“Un uomo di cui si poteva comperare solo la morte”, per usare le parole di un suo sostituto. Una morte comperata dalla mafia con sei colpi di P38 il 6 agosto di 38 anni fa.
Morì dissanguato su un marciapiede di via Cavour a Palermo il 6 agosto del 1980, il procuratore di Palermo Gaetano Costa, magistrato ucciso nell’adempimento del dovere ben prima di Falcone e Borselli, ma presto dimenticato. Al suo funerale parteciparono in pochi, anche dei suoi colleghi.
“Si è avuto paura di cercare la verità”, dice ora Michele Costa, figlio del procuratore, nell’anniversario di quel delitto. Una polemica mai sopita, la sua, con la magistratura dell’epoca, soprattutto quella di Caltanissetta che, a suo giudizio, avrebbe dovuto approfondire le cause e le responsabilità dell’agguato. Parole pronunciate in occasione della commemorazione del procuratore davanti alla lapide che ne ricorda l’uccisione.

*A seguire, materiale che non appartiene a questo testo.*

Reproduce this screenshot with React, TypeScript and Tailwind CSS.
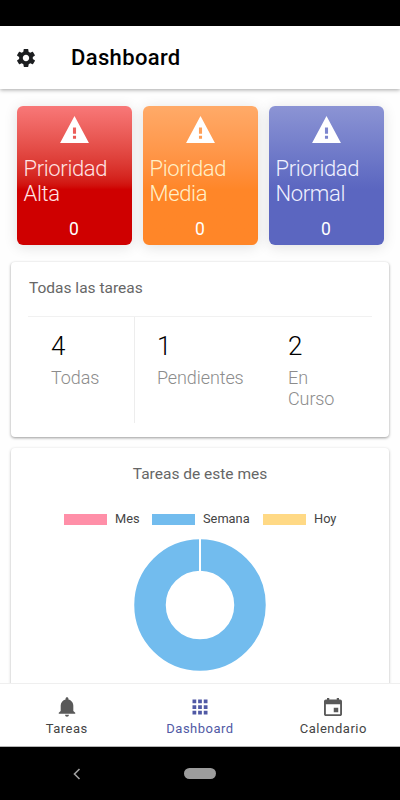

“Ci siamo battuti all’inverosimile – dice il figlio – ma la memoria di mio padre è stata cancellata… Fu un omicidio strategico. Mio padre lo ha scritto prima di morire. Esiste per questi delitti una precisa esigenza: che si sappia qual è la scaturigine, la causa, ma non si sappia mai perché. Mio padre è rimasto a Palermo solo due anni, e dunque sarebbe stato quasi facile individuare i colpevoli. Il vecchio pg di Caltanissetta mi ha quasi insultato perché avevo ipotizzato, peraltro con garbo, che si avesse paura a scoprire la verità. Perché è proprio la verità a fare paura nei delitti di mafia”.